Tuesday, April 10, 2007

In which music ties it all together

Driving to the guild meeting this evening, I found myself flipping between two radio stations - the one I wanted to be listening to because the English-speaking DJ was about to start his "drive home" show, and the other one because the song was better.

Considering that I argued and then kind of mostly made up with Alex over the course of the day, I found it amusing that the songs in question were (the obnoxiously whiny) "I Will Always Love You" and (the much more listenable) "Our Love's in Jeopardy."

In addition to playing with the radio, I was obsessively checking the clock and my watch (four minute difference), since I had left the house considerably later than I should have, plus it was rush hour. And raining. I knew from the outset that I would be late for my meeting, but I was beginning to suspect I would be even later than that.

So then a song came on that had to do with not being on time. I can not for the life of me remember what it was. All I know is that it wasn't this one, but once I thought of that one, I couldn't get past it to figure out which one it was (even with the help of some very creative Googling).

Of course, by then the drive home show had started, so the whole "on time" thing might have been the DJ's way of telling everybody to chill before he reported on all the fender benders (which apparently began piling up right behind me, because he mentioned at least three points I had already passed without incident.)

I got to the meeting 40 minutes late. I wasn't late for the guild meeting itself, but the board members were supposed to get there ahead to discuss something that had been left pending at our regular board meeting two weeks ago.

I figured people would be inclined to blame rush hour and the rain, although I was prepared to admit that I had left home later than I should have as well. I wasn't really surprised that some of the others were as late as I was, although I was a bit taken aback to find that only one of us (not me) even remembered why we had agreed to meet early, and then we blew it off anyway.

This, my friends, is why it is sometimes very hard to hold oneself to the punctuality that one is raised to expect of oneself.

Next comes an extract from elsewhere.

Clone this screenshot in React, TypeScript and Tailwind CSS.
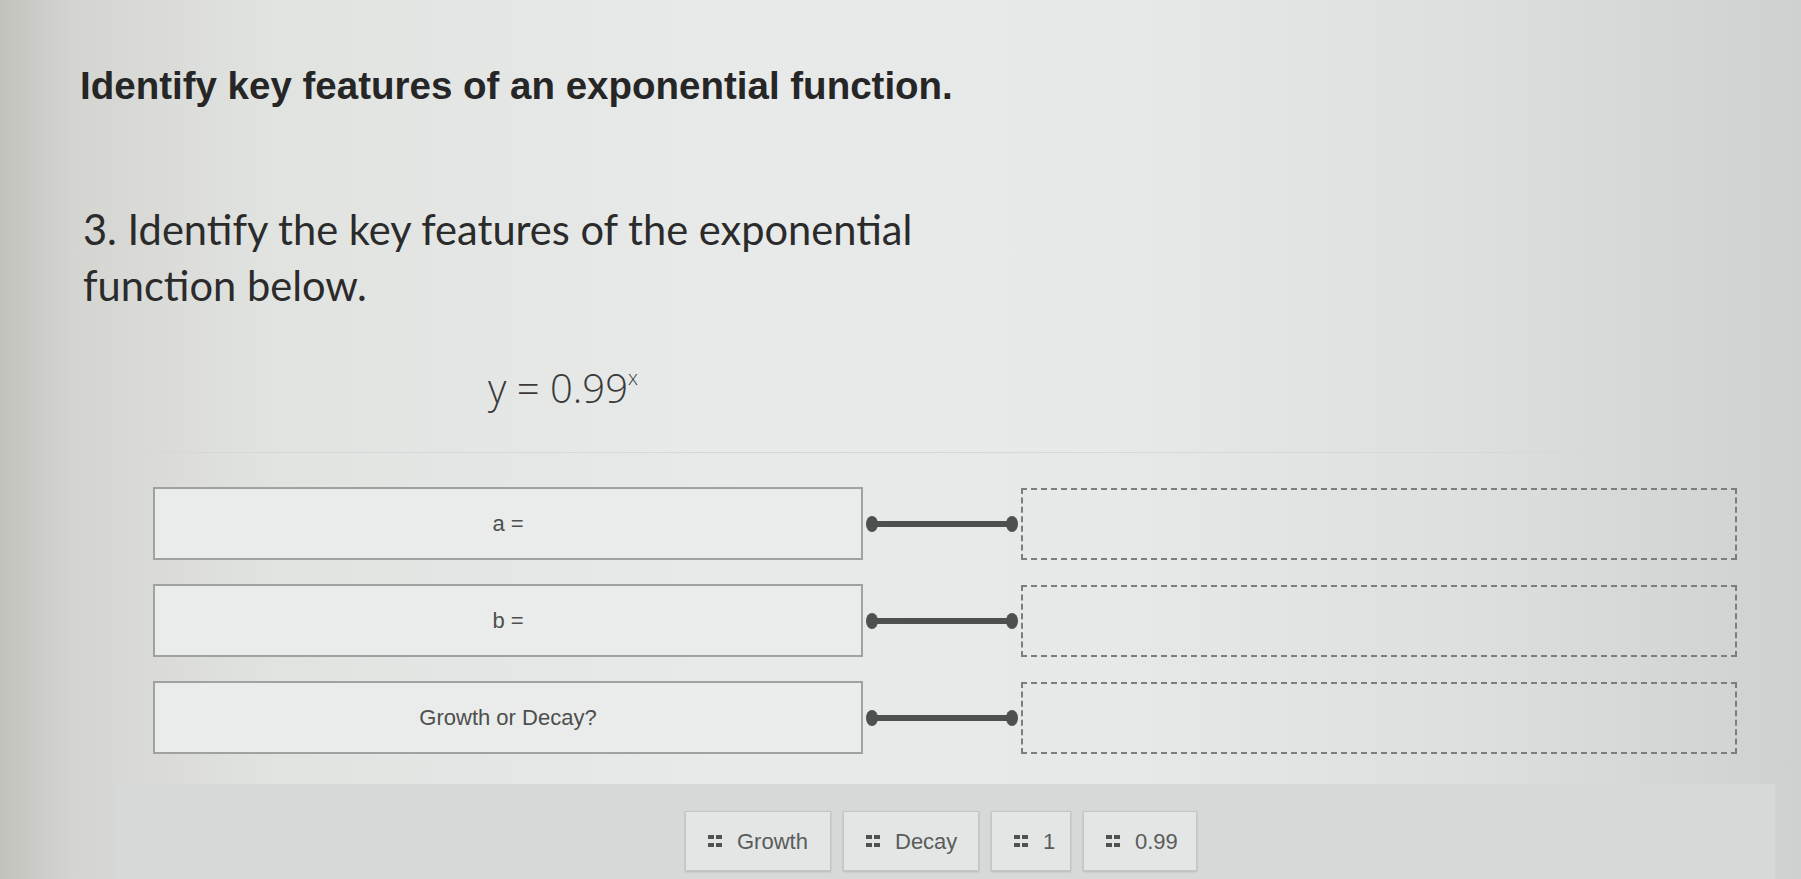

I don't want to look up one day and find that I've become incapable of being on time for things, but you know what? I have to acknowledge that I do live in a world where 40 minutes late doesn't always mean you've missed anything, and in many cases 15 minutes late doesn't mean anything at all.

Anyway, on the drive back home I found myself listening to an REO Speedwagon song; I think it was Keep on Loving You. I had that album--Wheels are Turnin'--back in high school; you know, back when there still were albums (although my copy was on cassette). I remembered a particular time when I listened to it while driving myself home, also at night, back when doing so was still a novelty.

When something connects the past and present like that, you can't help but compare the two moments; the person you were then and the person you have since become. My 17 year old self just had no idea that I would be hearing that same music on the radio while driving myself home one night 20 years later. To say nothing of the greater context - Central America and all that.

It made me feel affectionate for my past self. I didn't tend to worry a lot about the future back then (still don't), but it would have been nice to reach back, just for a second, with a quick message: "It's like nothing you can imagine, but it all works out."

4 comments:

meredith April 11, 2007 12:34 AM  

I like this post. Maybe because I can really relate.
I used to listen to REO Speedwagon, too. My album must be in a box in a basement in the middle of Nebraska....

juliloquy April 11, 2007 8:28 AM  

This is wild - I had a dream like that last night (communicating with self of years back) brought on by me finding the scrap of a journal I kept in 1992 and reading it before bed. I couldn't believe how different I was then, how much soul-searching I was doing (and going out 4-5 times a week? and volunteering? and so serious about my new career?), and I wanted to say "hey, don't worry. You'll find yourself, and it will be good."

Kit April 12, 2007 12:10 AM  

I like this post. Music definitely does tie it all together and remind yourself of younger versions of you. I never in a thousand years would have thought I'd be in South Africa in a straw bale house on a farm, when I was a student boycotting Barclays Bank because of apartheid!

Sandy April 12, 2007 3:54 AM  

This is a good one. Sometimes when thinking about my childhood, I imagine the adult me holding and hugging the child me and telling her all those things she never heard from the adults in her life. It's comforting somehow.